If he asked me now I swear I might say yes . . .
Straight to the altar, no cake, no wedding dress
Mama always dreamed I'd be wearin' whiteI better put my heart on ice.
Well done, Sherrié!
Not bad, eight songs worth hearing. Now, on to the others.
DJ's Sawdust Songs (a.k.a. filler)
Small Town Boy (Sherrié Austin, Will Rambeaux)
This is an upbeat song about straying from the one you love, only to find out they were what you really longed for. Her vocals are great, as always, but admittedly, this song doesn't do a lot for me. There's nothing wrong with it, but nothing about it made me say, hey, yeah, that's a good way of putting that. Not bad to listen to, though.
Love Unafraid (Sherrié Austin, Will Rambeaux, Rob Crosby)
Nothing terrible, but also nothing special here. This is a pretty-enough ballad about just getting over the fear of getting hurt and loving anyway. On this album in a couple places, I get the feeling that Sherrié has this little fantasy about what the sun sees peeking in through her window. Not the idea, I'm sure, but it's a bit of a recurring theme.
This Town is That Small (Sherrié Austin, Will Rambeaux)
I'm slightly torn as to whether to call this song worth a listen, or filler. I like the conceptsmall town politics and gossip aren't addressed yet in a ton of country songs (at least on the radio), however, some of these lyrics sound a little settled for in my opinion, when a little more time might have produced more well-written lyrics. At any rate, this song does hit home in what it's trying to sayin small towns, everyone knows everyone, and if they don't know you, they'll find out all they can to turn around and use it against you later. It's a nice up-tempo, fun song, but she's written and recorded a lot of songs that are better.

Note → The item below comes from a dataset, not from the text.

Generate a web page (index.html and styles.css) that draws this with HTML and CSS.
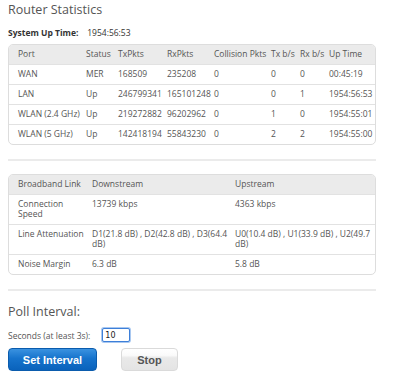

DJ's Don't-Even-Bother List
Ride Em Cowgirl (Sherrié Austin, Will Rambeaux)
Frankly, I can't get through this song without yawning. It's a girl version of Desperado, asking a girl when she's going to settle down. The idea is a little far-fetched for me, as every woman I know does not have to be talked in to settling down. I can't picture the person she is singing about (or, as most people would, someone I know that she could be singing about). Not only are the lyrics hard to relate to, it's a ballad. The music is not enjoyable enough to listen to for fun. I hit skip on this one every time.
Fools Like Us (Steven Bliss, Sherrié Austin)
I can't decide if in this song Sherrié is talking about herself and an old lover who never should have let each other go, or herself and the record people at Broken Bow Records for letting this track onto the album in the first place. This is another place with the elements (sun, moon) looking into Sherrié's window to see who, I mean what she's doing. I can't listen to this song, maybe only because I can't stand how she sings the word casually.
I can't believe / how casually we threw it all away / we should never say goodbye / like we did yesterday / sometimes love gives a second chance / to fools like us.
The song structure here is lacking, the chorus separates from the verses oddly and doesn't create the drama she's looking for, and lyrically, it's all been said before. Thanks for the skip button, Sony.
I have all of Sherrié's albums, and this one is definitely my least favorite. That said, there's a lot of great stuff on here. I think the major issue with this CD is that it is hodgepodge, and feels a little hastily written in places, and a little thrown together. Some of the lyrics should have graced the drawing board a couple more times before they were put onto store shelves. The sound production and the vocals are greatI wouldn't change anything about the tracks themselves, but maybe some of them should have been omitted or grouped with other songs for a future album in order to get more of a cohesive sound.